The bulk of the money needed to operate the federal government comes from personal income taxes. The Internal Revenue Service, the agency charged with collecting federal income taxes, has a simple rule for determining whether or not your income is taxable: if it’s not exempted from taxes by law, it’s taxable. While you only have to file your tax return once per year, the federal income tax system is a pay-as-you-go system, which means you have to pay taxes on your income as you earn it. “If you work as a employee, your boss will typically handle that for you by withholding tax money from your paycheck and sending it to the government,” Noel explains. “If you are self-employed, the responsibility falls on your shoulders.
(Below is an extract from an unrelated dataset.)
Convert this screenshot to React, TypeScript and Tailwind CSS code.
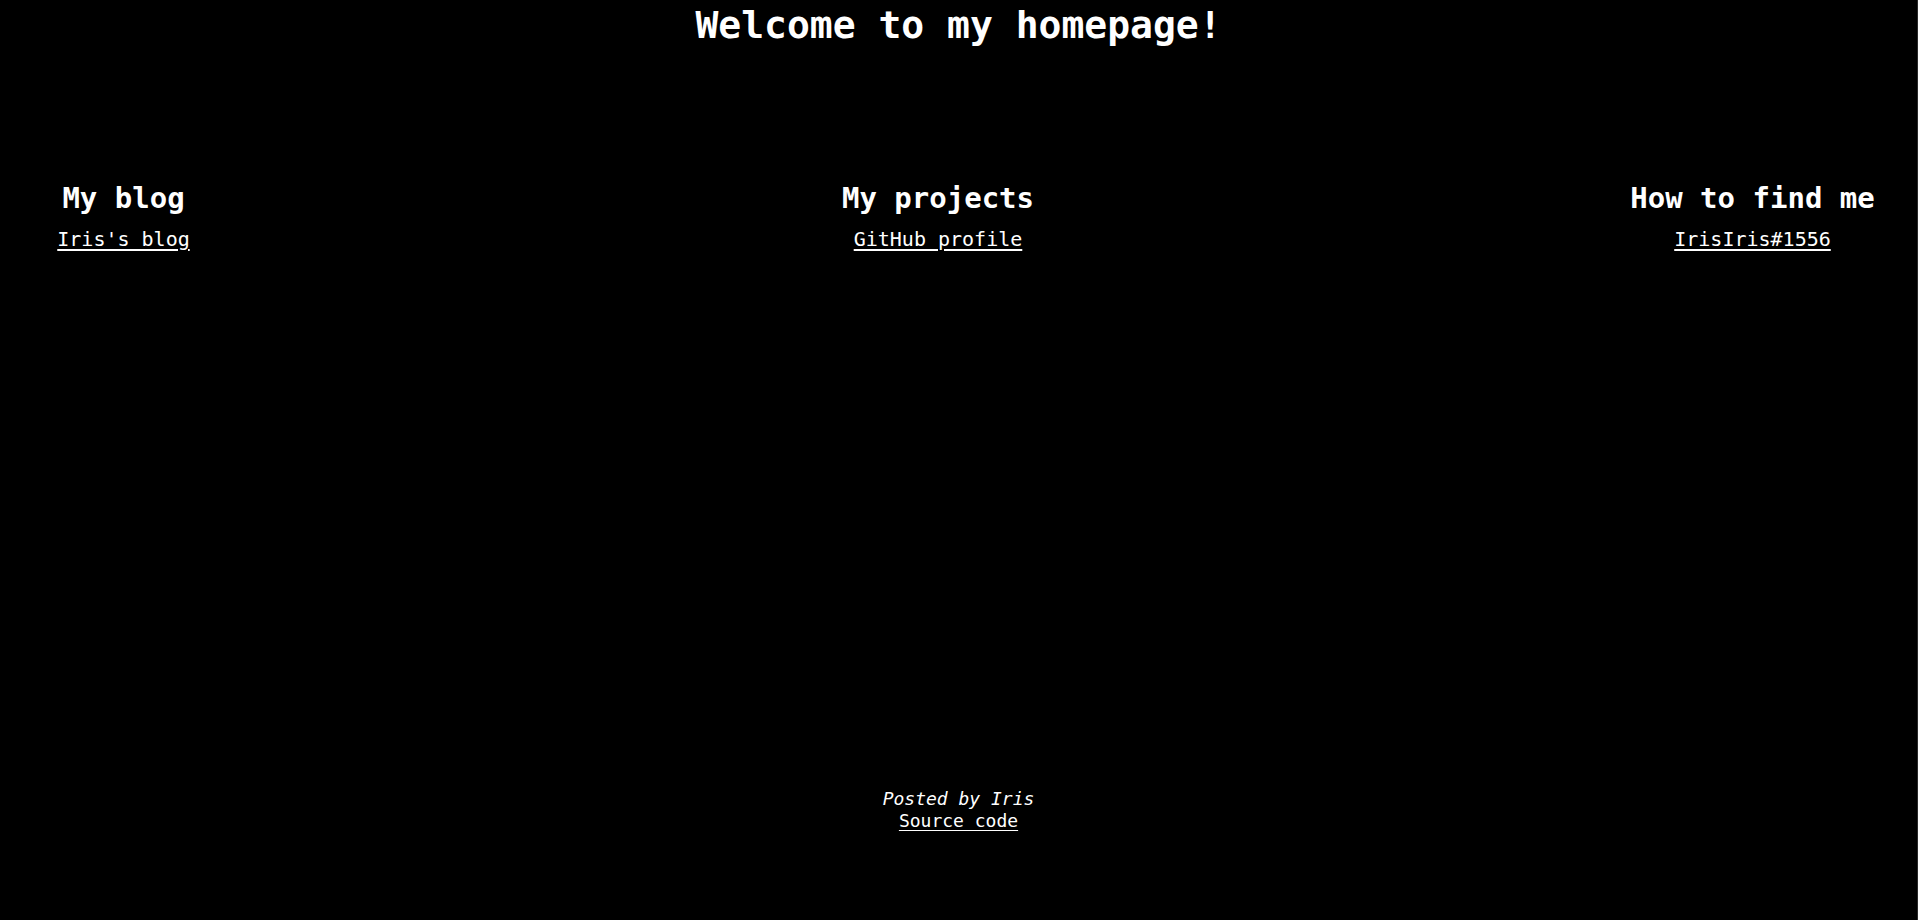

In most cases you’ll pay your taxes on a quarterly basis.”

Withholding

Your employer’s payroll department or bookkeeper will use the information you provide on Form W-4 to determine how much money to withhold from your paycheck. You have a significant amount of control over that amount, at least as far as the federal income tax portion is concerned. Your withholding is affected by such factors as your marital status, the number of dependents you can claim, whether you have more than one job and the amount of your itemized deductions. You can adjust the amount you have withheld by adjusting your W-4, and if you find the adjustment didn’t have the desired effect, you can always submit another W-4. There’s no limit to how frequently you can make changes to the form.

Tax Neutral

The higher the number of allowances you claim on Form W-4, the less money your employer will withhold from your paycheck. The challenge is getting your withholdings to result in a tax-neutral outcome. If your employer withholds too little, you’ll end up having to pay when you file your federal income tax return, and that’s never fun. If too much is withheld, you give up access to money that you could have otherwise used for your own benefit. “The ideal is to shoot for a tax-neutral result,” Noel advises. “That way you don’t owe any additional taxes, and you get a bigger paycheck all year long.”

Saving the Difference

Some people look at their tax refund as free money. It’s a windfall: they can go on vacation, buy a new refrigerator — or save it. “It’s an ‘out of sight, out of mind’ mentality,” Noel says. But, he adds, there is a better way to build your nest egg without giving Uncle Sam an interest-free loan. “If you set up an automatic draft from your paycheck into your savings account, you never see the money so you are less likely to spend it. At the end of the year, you not only have the same amount you would have received as a tax refund, but you also have the interest that money earned for you.”